Thirteen of these victims were unable to overcome the trauma, and committed suicide. One of the most scandalous cases brought up by the Investigation Committee in April 2010 was that of Monsignor Roger Vangheluwe, 74, former bishop of Bruges, one of the most important dioceses of Flanders. The prelate has confessed to sexually abusing his nephew, a minor, both when he was a priest and after he was appointed bishop. On that occasion, Archbishop André-Joseph Lèonard, declared that "from now on, the Belgian Church is committed to an effort to achieve transparency, resolutely turning the page on the era, not so far away, in which the Church, as elsewhere, preferred the solution of silence or camouflage" - serious words that many have interpreted as a harsh criticism of his predecessor, Cardinal Godfried Danneels, who had retired just a few months before. The decision to subject young seminarians to psychological testing has had a lukewarm reception from those who defend the victims, such as attorney Walter Van Steenbrugge, who told the Belgian weekly Le Vif/L'Express that "studying the psychological profiles of future priests is a minimal step in the right direction, but goes no further. Why doesn't the Church eliminate the dogmas that truly lie at the base of the problem, such as the role of women and the celibacy of priests?"
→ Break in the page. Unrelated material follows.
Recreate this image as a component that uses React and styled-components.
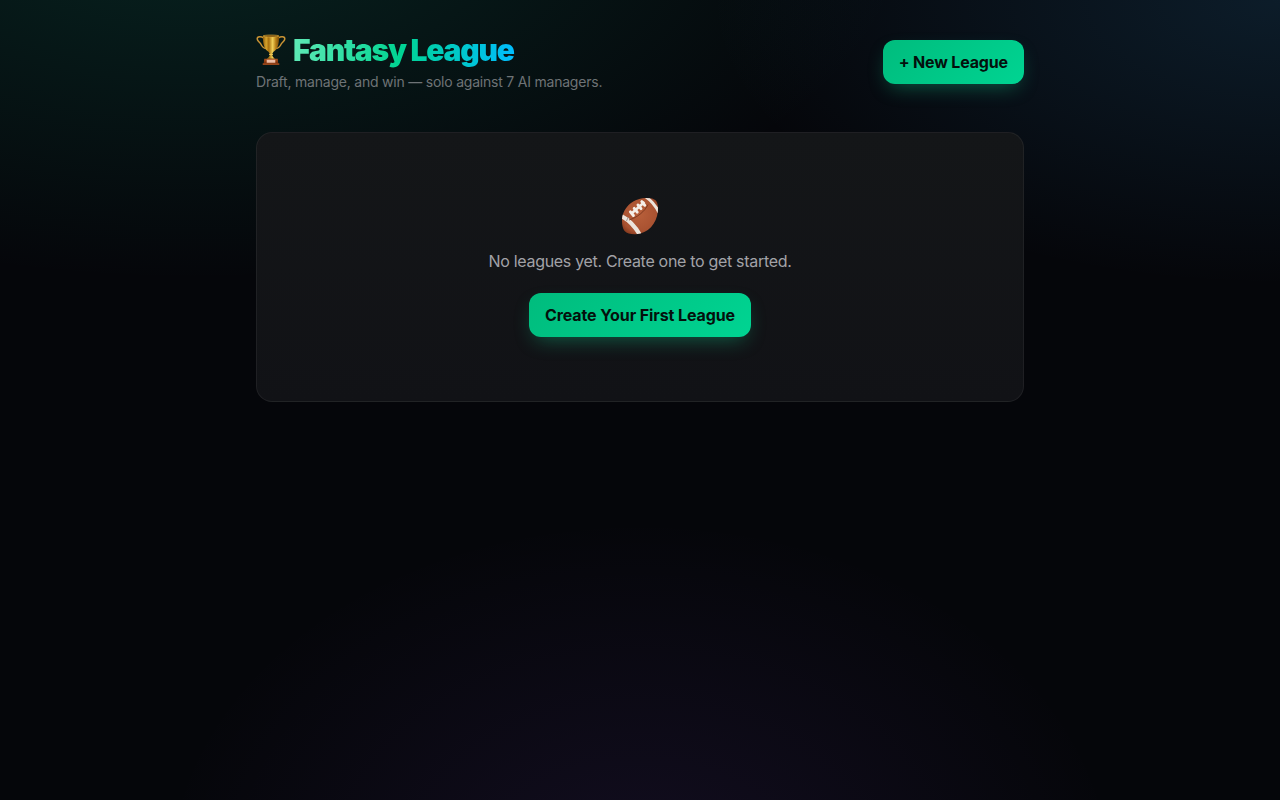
import React from 'react';
import styled, { createGlobalStyle } from 'styled-components';

const GlobalStyle = createGlobalStyle`
  *, *::before, *::after { box-sizing: border-box; }
  body {
    margin: 0;
    min-height: 100vh;
    color: #f4f4f5;
    font-family: Inter, "Liberation Sans", sans-serif;
    -webkit-font-smoothing: antialiased;
    background:
      radial-gradient(1200px 600px at 15% -10%, rgba(16, 185, 145, 0.16), transparent 60%),
      radial-gradient(1000px 500px at 100% 0%, rgba(56, 165, 233, 0.14), transparent 57%),
      radial-gradient(800px 600px at 50% 110%, rgba(150, 85, 247, 0.095), transparent 60%),
      #05060a;
    background-attachment: fixed;
  }
  h1, p { margin: 0; }
`;

const Page = styled.main`
  width: 768px;
  margin: 0 auto;
  padding: 32px 0;
`;

const Header = styled.header`
  display: flex;
  align-items: center;
  justify-content: space-between;
  margin-bottom: 40px;
`;

const TitleRow = styled.div`
  display: flex;
  align-items: center;
  gap: 7px;
  height: 36px;
`;

const Title = styled.h1`
  font-size: 30px;
  line-height: 36px;
  font-weight: 900;
  letter-spacing: -1.22px;
  white-space: nowrap;
  padding-right: 2px;
  color: transparent;
  background: linear-gradient(to right, #5ee9b5, #00d492 48%, #00bcff);
  background-clip: text;
  -webkit-background-clip: text;
`;

const Subtitle = styled.p`
  margin-top: 4px;
  font-size: 14px;
  line-height: 20px;
  letter-spacing: -0.215px;
  color: #6e7376;
  white-space: nowrap;
`;

const Button = styled.button`
  height: 44px;
  padding: 0 16px;
  border: 0;
  border-radius: 12px;
  font: 700 16px/24px Inter, "Liberation Sans", sans-serif;
  color: #04100c;
  white-space: nowrap;
  letter-spacing: ${({ $tracking }) => $tracking};
  background: linear-gradient(135deg, #00bc7d, #00d492);
  box-shadow: 0 8px 20px -6px rgba(16, 185, 129, 0.45);
`;

const EmptyCard = styled.section`
  display: flex;
  flex-direction: column;
  align-items: center;
  padding: 64px;
  border: 1px solid rgba(255, 255, 255, 0.06);
  border-radius: 16px;
  background: linear-gradient(to bottom, #141618, #111216);
`;

const IconBox = styled.div`
  display: flex;
  align-items: center;
  height: 40px;
  margin-bottom: 12px;
`;

const Message = styled.p`
  margin-bottom: 20px;
  font-size: 16px;
  line-height: 24px;
  letter-spacing: -0.31px;
  color: #a2a2a7;
  white-space: nowrap;
`;

function Trophy() {
  return (
    <svg width="30" height="32" viewBox="0 0 30 32" aria-hidden="true">
      <defs>
        <linearGradient id="gold" x1="0" x2="1">
          <stop offset="0" stopColor="#8d5a0c" />
          <stop offset="0.2" stopColor="#d6a42c" />
          <stop offset="0.36" stopColor="#a76f0e" />
          <stop offset="0.6" stopColor="#f0cf58" />
          <stop offset="0.8" stopColor="#b67d15" />
          <stop offset="1" stopColor="#7c4d08" />
        </linearGradient>
        <linearGradient id="plinth" x1="0" x2="0" y1="0" y2="1">
          <stop offset="0" stopColor="#b4551d" />
          <stop offset="1" stopColor="#6e2708" />
        </linearGradient>
      </defs>
      <g fill="none" stroke="#c99334" strokeWidth="1.5" strokeLinecap="round">
        <path d="M7.500 4C5.500 2.200 1.100 2.200 1.200 4.900c.1 2.300 2.600 3.100 3.600 5.100.9 2 2 4.300 5.200 4.400" />
        <path d="M22.500 4c2-1.800 6.400-1.800 6.300.9-.1 2.300-2.600 3.100-3.600 5.100-.9 2-2 4.300-5.200 4.400" />
      </g>
      <path d="M7 2h16c.2 7.600-1 12.300-4.500 15-1.500 1.200-2.200 2.200-2.300 3.600 0 1.600 1.100 2.800 2.800 4.100h-8c1.700-1.300 2.800-2.500 2.800-4.100-.1-1.400-.8-2.400-2.300-3.600C8 14.300 6.800 9.600 7 2z" fill="url(#gold)" />
      <ellipse cx="15" cy="2" rx="8" ry="1" fill="#6f450b" stroke="#dfb13e" strokeWidth=".6" />
      <path d="M13 20.400h4" stroke="#f0cb58" strokeWidth="1" />
      <path d="M8.300 24.800h13.400l.6 5H7.700z" fill="url(#plinth)" />
      <path d="M10.700 25.800h8.600v2.900h-8.600z" fill="#edbda5" />
      <path d="M6.700 29.300h16.600v1.600H6.700z" fill="#a64b1b" />
    </svg>
  );
}

function Football() {
  return (
    <svg width="40" height="40" viewBox="0 0 40 40" aria-hidden="true">
      <defs>
        <radialGradient id="leather" cx=".48" cy=".42" r=".62">
          <stop offset="0" stopColor="#b85f3a" />
          <stop offset=".7" stopColor="#a95231" />
          <stop offset="1" stopColor="#783117" />
        </radialGradient>
        <clipPath id="ball">
          <path d="M2 24C2 12 11.500 1.800 25 1c5-.2 9 .6 10.800 2.500C37.600 5.500 38.300 9 37.900 14 36.700 27 28 36.500 16 37.200c-4.800.3-9.200-.9-11.400-3.300C2.700 31.600 2 28 2 24z" />
        </clipPath>
      </defs>
      <g clipPath="url(#ball)">
        <path d="M0 0h40v40H0z" fill="url(#leather)" />
        <path d="M26 0C32 4 35.500 8.500 39 15.500" fill="none" stroke="#ece4dc" strokeWidth="3" />
        <path d="M0 18.300c7.500 3.500 14.500 10 20 19.700" fill="none" stroke="#ece4dc" strokeWidth="4.200" />
        <path d="M8.300 20l-1.800 4" stroke="#8e8583" strokeWidth=".8" />
        <path d="M9 23C17 20.500 25 14.500 28 7.500" fill="none" stroke="#74321b" strokeWidth=".8" />
        <path d="M11.500 16.500 24.500 5" stroke="#f5eee8" strokeWidth="2.500" />
        <path d="m10.400 14.800 3 3.700M14.200 11.400l3 3.700M18 8l3 3.700M21.800 4.600l3 3.700" stroke="#f5eee8" strokeWidth="2.900" strokeLinecap="round" />
      </g>
    </svg>
  );
}

export default function App() {
  return (
    <>
      <GlobalStyle />
      <Page>
        <Header>
          <div>
            <TitleRow>
              <Trophy />
              <Title>Fantasy League</Title>
            </TitleRow>
            <Subtitle>Draft, manage, and win — solo against 7 AI managers.</Subtitle>
          </div>
          <Button $tracking="-0.15px">+ New League</Button>
        </Header>
        <EmptyCard>
          <IconBox><Football /></IconBox>
          <Message>No leagues yet. Create one to get started.</Message>
          <Button $tracking="-0.1px">Create Your First League</Button>
        </EmptyCard>
      </Page>
    </>
  );
}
In September, an American association for the protection of victims of pedophile priests asked the International Criminal Court in The Hague to indict Benedict XVI and three Vatican prelates (Tarcisio Bertone, Angelo Sodano, and William Levada) for having "tolerated abuse and molestation of minors," despite the fact that no one has done as much as Joseph Ratzinger has against abuse. This association, Survivors Network of Those Abused by Priests (SNAP), and the NGO Human Rights Center for Constitutional Rights (CCR), are making the rounds of European capitals to "gather information" and "testimonials of other victims."